Hour by hour: the planet, the rock, and the long grind of time

The repeated phrase Hour by hour turns the poem from a snapshot into a relentless clockwork. Caissons reach down to the rock of the earth and hold the building to a turning planet; girders become ribs that hold the body together. These lines enlarge the skyscraper’s meaning: it is not only a workplace but an effort to fasten human intention to geology and motion, to make something stable on a world that literally won’t stop turning.

Yet the same repetition that suggests durability also suggests erosion. Hour by hour the mason’s hand and mortar clinch an architect’s “vote,” and then, just as steadily, sun and the rain, air and the rust, and the press of time begin to use it. The contradiction is sharp: the building is made to last, but it is also made to be consumed—by weather, by time, and by the daily grind of work. Sandburg’s “soul” is therefore not pure uplift; it is worn into the structure the way footsteps wear a stair.

Dead labor inside the stone

The poem’s most haunting turn is its insistence that the skyscraper’s soul is also a cemetery.
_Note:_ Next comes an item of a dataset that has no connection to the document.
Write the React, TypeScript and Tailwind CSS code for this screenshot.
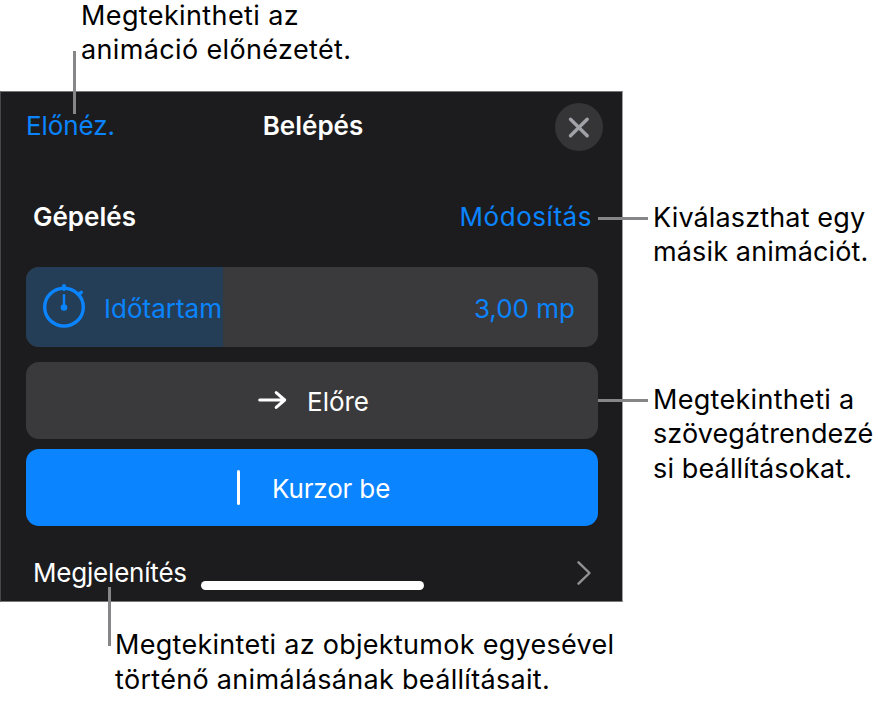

Men who sunk the pilings and mixed the mortar are now laid in graves, and the wind’s wild song has without words—as if language fails where laborers vanish. Sandburg then refuses to sentimentalize: he includes the hod carrier begging far away and the bricklayer who went to state's prison for killing someone while drunk. In this building-soul, virtue and damage coexist; the skyscraper contains the full moral mess of the city that raised it.

The starkest detail is the worker who fell: broke his neck at the end of a straight plunge, and he is here—his soul gone into the stones. That claim is impossible literally, but emotionally precise. Sandburg is saying the building’s magnificence is inseparable from risk and loss; the physical materials are haunted by the costs required to stack them upward.

Names on doors, private griefs behind glass

After the dead laborers, the poem moves to a different kind of invisibility: the living reduced to signage. On the office doors are hundreds of names, and each one stands for a face written across with something intimate and unadvertised: a dead child, a passionate lover, a driving ambition, or even a lobster's ease. Sandburg’s tone becomes almost confidential here, like a reminder whispered in a corridor: the building’s official language is names and titles, but its real content is private life, grief, desire, and hunger.

Then comes another tension: the walls tell nothing from room to room. The skyscraper is crowded with stories, yet it is built to conceal them. It generates a soul out of millions of feelings, but its architecture enforces separation—each office sealed, each life partially unknowable.

Stenographers, scrubbers, and the human dust of a day

Sandburg refuses the usual hierarchy of who matters. The ten-dollar-a-week stenographers and their smiles and tears enter the building’s soul just the same as the master-men who rule the building. This isn’t a slogan; it’s woven into the poem’s method of attention. He watches the noon exodus, the afternoon slowdown as people feel day closing, and then the after-hours world: Pails clang, Scrubbers work in foreign tongues, and the mop cleans away human dust and spit alongside machine grime. The phrase human dust is crucial—people are both the building’s animating force and, in a grimly physical sense, part of its dirt.

Above it all, an electric sign on the roof sells into the night—Spelled in electric fire, telling distant houses where to buy a thing for money. Even after workers leave, commerce keeps talking. The building’s “soul,” in other words, is partly an advertising voice that refuses to sleep.

Night watch: money, silence, and a brief vision of the city

The ending doesn’t resolve the poem’s contradictions; it deepens them. The hallways go dark, Silence holds, and watchmen patrol with Revolvers and steel safes where Money is stacked. After a day filled with bodies and messages, the building’s core at night is guarded wealth. Yet Sandburg gives the last extended gaze not to an executive but to a young watchman leaning at a window, looking outward at barges crossing a harbor and nets of red and white lanterns in a railroad yard. The city becomes a field of moving lights and glooms, a living organism outside the building’s control.

When the poem returns to its first claim—By night the skyscraper looms in smoke and the stars and has a soul—the word “soul” now contains everything we’ve seen: the crowds, the machinery, the dead, the hidden griefs, the cleaning pails, the electric sign, the safes. The tone is both awe-struck and unsparing. Sandburg makes the skyscraper a modern shrine, but the offerings are wages, exhaustion, and names on doors.

The poem’s hardest question: whose soul is being protected?

If the building’s soul is made from people being poured in and out, what does it mean that the night scene centers on Revolvers and Money? The poem invites an uncomfortable thought: perhaps the skyscraper gathers human dreams all day in order to concentrate value—so that, at night, what must be guarded is not the people but the cash their labor produced. In that light, the final “soul” is not purely communal; it is also the ghostly, expensive residue of work.